23. From the decision of the court of appeal, the dismissal of the suit for non-attendance constituted a final judgment.
24. Further Order 12 Rule 6(1) & (2) of Order 12 provides as follows:“(1)Subject to sub rule (2) and to any law of limitation of actions, where a suit is dismissed under this order, the plaintiff may bring a fresh suit.(2)When a suit has been dismissed under rule 3, no fresh suit may be brought in respect of the same cause of action.” (Emphasis added)
25. The provisions of Order 12 Rule 6(2) are unambiguous. Where the suit has been dismissed for non- attendance within the provisions of order 12 rule 3, the plaintiff cannot bring a fresh suit.
26. The appellant submitted that the trial court’s action offended the provisions of Article 159 (2) (d) of the Kenya Constitution on the one hand and Article 50 on fair hearing on the other hand.
27. In the case of Jaldesa Tuke Dabelo versus IEBC & Another [2015] eKLR, cited by the Respondent it was held: “rules of procedure are hand maidens of justice and where there is a clear procedure for redress of any grievance, prescribed by an Act of Parliament that procedure should strictly be followed as Article 159 of the Constitution was neither aimed at conferring authority to derogate from express statutory procedures for initiating a cause of action”.
28. Also in Patricia Cherotich Sawe versus IEBC & 4 Others [2015] eKLR it was stated that: “Article 159(2) (d) of the Constitution is not a panacea for all procedural short fall as not all procedural deficiencies can be remedied by it.”

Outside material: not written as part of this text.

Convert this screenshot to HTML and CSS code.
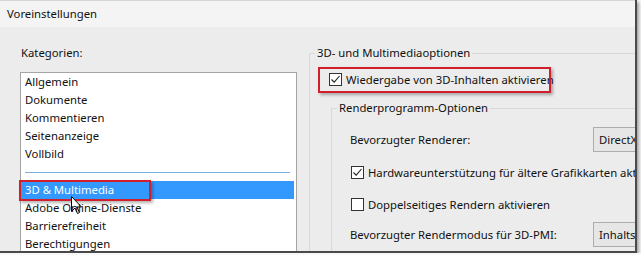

29. As for the alleged denial of the right to be heard under Article 50 of the Kenya Constitution, 2010, there is no infringement on the record. The record is clear that the appellant filed the initial claim and was served with the defence. The suit was dismissed due to default of his own. Further for failure to follow the correct procedure to redress his default this claim equally fails. That, in my view, does not amount to a denial of a fair hearing in the spirit and tenor of Article 50 of the Kenya Constitution.
29. The upshot of the above is that I find no merit in this Appeal. The trial court’s finding is upheld and the Appeal is hereby dismissed with costs to the Respondent.
DATED, SIGNED AND DELIVERED VIRTUALLY AT KAKAMEGA THIS 26TH DAY OF OCTOBER, 2023S. Chirchir.............................Judge.I certify that this is a true copy of the originalSignedDEPUTY REGISTRARIn the presence of :E. Zalo- Court AssistantNo appearance by the parties.